Dan Harris left the CEO role. He's still affiliated and hosts the podcast, but the company is now run by others. This isn't a scandal — it's normal — but if you signed up because you wanted "Dan Harris's app," know that the app is bigger than him now.

The teacher-screening question. The headline teachers are excellent. As the platform has grown, more secondary teachers have been added, and the quality varies. Stick with the named senior teachers if you want the best of what's there.

Is It Worth the Money?

At roughly $99 a year, TPH costs about the same as Headspace or Calm. The question isn't whether $99 is a lot — it's whether you'll actually use it.
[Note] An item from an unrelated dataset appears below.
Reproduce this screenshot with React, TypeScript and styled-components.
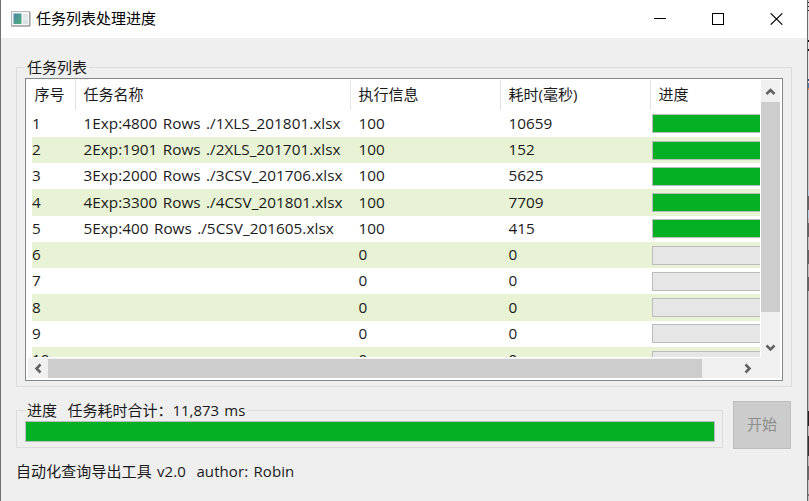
import React from "react";
import styled, { createGlobalStyle } from "styled-components";

const GlobalStyle = createGlobalStyle`
  body {
    margin: 0;
    overflow: hidden;
    background: #efefef;
  }
  * {
    box-sizing: border-box;
  }
`;

const Desktop = styled.div`
  display: flex;
  width: 809px;
  height: 501px;
  overflow: hidden;
  font-family: "Open Sans", "Noto Sans CJK SC", sans-serif;
  font-size: 15px;
  line-height: 20px;
  word-spacing: 1.3px;
  color: #1a1a1a;
  white-space: pre;
`;

const Window = styled.main`
  display: flex;
  flex-direction: column;
  width: 808px;
  border-left: 1px solid #707070;
  border-right: 1px solid #6a6a6a;
  background: #efefef;
`;

const EdgeStrip = styled.div`
  width: 1px;
  background: linear-gradient(
    #d5d5d5 0 2px, #222 2px 3px, #e4e4e4 3px 6px, #222 6px 7px, #e4e4e4 7px 10px,
    #222 10px 11px, #e4e4e4 11px 40px, #111 40px 42px, #e4e4e4 42px 49px, #111 49px 51px,
    #e4e4e4 51px 79px, #35557d 79px 81px, #e4e4e4 81px 83px, #4f7fae 83px 88px, #d58b51 88px 90px,
    #c7c7c7 90px 190px, #b5cfe3 190px 196px, #646464 196px 210px, #b5cfe3 210px 218px,
    #bdbdbd 218px 223px, #646464 223px 237px, #bdbdbd 237px 250px, #646464 250px 264px,
    #bdbdbd 264px 277px, #646464 277px 291px, #bdbdbd 291px 411px, #222 411px 426px,
    #bdbdbd 426px 436px, #333 436px 456px, #bdbdbd 456px 466px, #6b6b6b 466px 480px,
    #c6c6c6 480px 494px, #777 494px 496px, #c6c6c6 496px
  );
`;

const TitleBar = styled.header`
  display: flex;
  align-items: center;
  height: 38px;
  padding: 0 24px 0 10px;
  background: #fff;
  color: #000;
`;

const Title = styled.h1`
  flex: 1;
  margin: 0 0 2px 5px;
  font-size: 15px;
  font-weight: 400;
`;

const WindowButtons = styled.div`
  display: flex;
  gap: 46px;
`;

const WindowButton = styled.button`
  display: flex;
  padding: 0;
  border: 0;
  background: none;
`;

const Group = styled.fieldset<{ $width: number; $height: number }>`
  width: ${(p) => p.$width}px;
  height: ${(p) => p.$height}px;
  min-width: 0;
  margin: 0;
  padding: 0 8px 5px;
  border: 1px solid #dcdcdc;
`;

const GroupLegend = styled.legend`
  height: 21px;
  padding: 0 2px;
  line-height: 21px;
`;

const Body = styled.div`
  display: flex;
  flex-direction: column;
  align-items: flex-start;
  padding: 19px 0 0 15px;
`;

const ListFrame = styled.section`
  display: flex;
  flex-direction: column;
  width: 758px;
  height: 303px;
  padding: 1px 2px 2px 1px;
  border: 1px solid #828790;
  background: #fff;
`;

const ListTop = styled.div`
  display: flex;
  height: 278px;
`;

const Viewport = styled.div`
  width: 733px;
  height: 277px;
  overflow: hidden;
`;

const HeaderRow = styled.div`
  display: grid;
  grid-template-columns: 49px 275px 150px 150px 109px;
  height: 30.7px;
`;

const HeaderCell = styled.div`
  height: 30px;
  padding-left: 7.5px;
  border-right: 1px solid #e5e5e5;
  line-height: 29px;

  &:last-child {
    border-right: 0;
  }
`;

const Row = styled.div<{ $shaded: boolean }>`
  display: grid;
  grid-template-columns: 43px 275px 150px 150px 110px;
  align-items: center;
  height: 26.25px;
  margin-left: 5px;
  background: ${(p) => (p.$shaded ? "#e8f2d4" : "#fff")};
`;

const Cell = styled.div<{ $first?: boolean }>`
  padding: 0 0 2px ${(p) => (p.$first ? 0 : 8.4)}px;
  font-size: 15.3px;
  letter-spacing: 0.04px;
`;

const RowProgress = styled.div<{ $done: boolean }>`
  width: 148px;
  height: 19px;
  margin-left: 2px;
  border: 1px solid #bcbcbc;
  background: ${(p) => (p.$done ? "#06b025" : "#e6e6e6")};
`;

const VerticalScroll = styled.div`
  display: flex;
  flex-direction: column;
  align-items: center;
  justify-content: flex-start;
  width: 19px;
  margin-left: 1px;
  background: #f0f0f0;
`;

const HorizontalScroll = styled.div`
  display: flex;
  align-items: center;
  height: 20px;
  margin-left: 1px;
  background: #f0f0f0;
`;

const ScrollArrow = styled.span<{ $w: number; $h: number; $push?: boolean }>`
  display: flex;
  align-items: center;
  justify-content: center;
  width: ${(p) => p.$w}px;
  height: ${(p) => p.$h}px;
  margin-top: ${(p) => (p.$push ? "auto" : 0)};
`;

const Thumb = styled.div<{ $w: number; $h: number }>`
  width: ${(p) => p.$w}px;
  height: ${(p) => p.$h}px;
  background: #cdcdcd;
`;

const RightArrowSlot = styled.span`
  display: flex;
  margin-left: auto;
  margin-right: 27px;
`;

const BottomRow = styled.div`
  display: flex;
  align-items: flex-end;
  gap: 10px;
  margin-top: 13px;
`;

const TotalProgress = styled.div`
  width: 690px;
  height: 21px;
  border: 1px solid #bcbcbc;
  background: #06b025;
`;

const StartButton = styled.button`
  width: 58px;
  height: 48px;
  margin-bottom: -1px;
  padding: 0 0 3px;
  border: 1px solid #bfbfbf;
  background: #cccccc;
  color: #8d8d8d;
  font: inherit;
`;

const Footer = styled.footer`
  margin-top: 13px;
  letter-spacing: 0.08px;
`;

const tasks = [
  { name: "1Exp:4800 Rows ./1XLS_201801.xlsx", info: 100, time: 10659 },
  { name: "2Exp:1901 Rows ./2XLS_201701.xlsx", info: 100, time: 152 },
  { name: "3Exp:2000 Rows ./3CSV_201706.xlsx", info: 100, time: 5625 },
  { name: "4Exp:3300 Rows ./4CSV_201801.xlsx", info: 100, time: 7709 },
  { name: "5Exp:400 Rows ./5CSV_201605.xlsx", info: 100, time: 415 },
  { name: "", info: 0, time: 0 },
  { name: "", info: 0, time: 0 },
  { name: "", info: 0, time: 0 },
  { name: "", info: 0, time: 0 },
  { name: "", info: 0, time: 0 },
];

function AppIcon() {
  return (
    <svg width="20" height="16" viewBox="0 0 20 16">
      <defs>
        <linearGradient id="screen" x1="0" y1="0" x2="1" y2="1">
          <stop offset="0" stopColor="#4b86a8" />
          <stop offset="1" stopColor="#51ad7b" />
        </linearGradient>
      </defs>
      <rect x="0.5" y="0.5" width="18" height="14.5" fill="#f3f5f6" stroke="#b4b8bb" />
      <path d="M0.5 15h18.5V1" fill="none" stroke="#8e9396" />
      <rect x="2.5" y="2.5" width="8" height="10.5" fill="url(#screen)" />
      <rect x="12" y="3" width="5" height="4.5" fill="#e1e5e7" />
      <rect x="12" y="8.5" width="5" height="4.5" fill="#dce0e2" />
    </svg>
  );
}

const arrowPaths = {
  up: "M1.5 8L5.5 4L9.5 8",
  down: "M1.5 3.5L5.5 7.5L9.5 3.5",
  left: "M7.5 1.5L3.5 5.5L7.5 9.5",
  right: "M3.5 1.5L7.5 5.5L3.5 9.5",
};

function Arrow({ dir }: { dir: keyof typeof arrowPaths }) {
  return (
    <svg width="11" height="11" viewBox="0 0 11 11">
      <path d={arrowPaths[dir]} fill="none" stroke="#606060" strokeWidth="2.5" />
    </svg>
  );
}

export default function App() {
  return (
    <Desktop>
      <GlobalStyle />
      <Window>
        <TitleBar>
          <AppIcon />
          <Title>任务列表处理进度</Title>
          <WindowButtons>
            <WindowButton aria-label="最小化">
              <svg width="12" height="12"><path d="M0 5.5h12" stroke="#000" /></svg>
            </WindowButton>
            <WindowButton aria-label="最大化">
              <svg width="12" height="12"><rect x="0.5" y="0.5" width="11" height="11" fill="none" stroke="#000" /></svg>
            </WindowButton>
            <WindowButton aria-label="关闭">
              <svg width="13" height="12"><path d="M0.7 0.3L12.3 11.7M12.3 0.3L0.7 11.7" stroke="#000" strokeWidth="1.1" /></svg>
            </WindowButton>
          </WindowButtons>
        </TitleBar>
        <Body>
          <Group $width={776} $height={330}>
            <GroupLegend>任务列表</GroupLegend>
            <ListFrame>
              <ListTop>
                <Viewport>
                  <HeaderRow>
                    <HeaderCell>序号</HeaderCell>
                    <HeaderCell>任务名称</HeaderCell>
                    <HeaderCell>执行信息</HeaderCell>
                    <HeaderCell>耗时(毫秒)</HeaderCell>
                    <HeaderCell>进度</HeaderCell>
                  </HeaderRow>
                  {tasks.map((task, i) => (
                    <Row key={i} $shaded={i % 2 === 1}>
                      <Cell $first>{i + 1}</Cell>
                      <Cell>{task.name}</Cell>
                      <Cell>{task.info}</Cell>
                      <Cell>{task.time}</Cell>
                      <RowProgress $done={task.info === 100} />
                    </Row>
                  ))}
                </Viewport>
                <VerticalScroll>
                  <ScrollArrow $w={19} $h={22}><Arrow dir="up" /></ScrollArrow>
                  <Thumb $w={19} $h={210} />
                  <ScrollArrow $w={19} $h={21} $push><Arrow dir="down" /></ScrollArrow>
                </VerticalScroll>
              </ListTop>
              <HorizontalScroll>
                <ScrollArrow $w={20} $h={19}><Arrow dir="left" /></ScrollArrow>
                <Thumb $w={654} $h={19} />
                <RightArrowSlot><Arrow dir="right" /></RightArrowSlot>
              </HorizontalScroll>
            </ListFrame>
          </Group>
          <BottomRow>
            <Group $width={707} $height={48}>
              <GroupLegend>进度  任务耗时合计：11,873 ms</GroupLegend>
              <TotalProgress />
            </Group>
            <StartButton disabled>开始</StartButton>
          </BottomRow>
          <Footer>自动化查询导出工具 v2.0  author: Robin</Footer>
        </Body>
      </Window>
      <EdgeStrip />
    </Desktop>
  );
}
Here's a simple test. Try the free Basics course. Do all ten sessions. If, after ten days, you've meditated more than you would have without the app, and you find Goldstein's teaching style helpful, the subscription will probably be worth it. If you didn't open the app after day three, no subscription will fix that. (Our piece on why meditation isn't working may be more useful than any app at that point.)

For people serious about long-term practice, TPH is one of the best app-based options on the market — particularly if you want exposure to senior dharma teachers without traveling to a retreat center. It's not a substitute for a real teacher or a real sangha. It is, however, a real introduction to a real lineage, which is more than most apps offer.

A Soft Invitation

If you're new to all this, start with the free Basics course. Don't subscribe yet. See if you actually sit. If you've been practicing for a while and want senior teachers in your pocket, the subscription earns its keep — especially the coaching tier if your budget allows.

And if you find yourself, six months in, wanting more than an app can give — that's not the app failing. That's the practice working. A real online retreat or an in-person retreat center is the natural next step, and TPH itself would probably point you there.

Ten percent happier is, after all, a pretty modest goal. The rest of the way is up to you.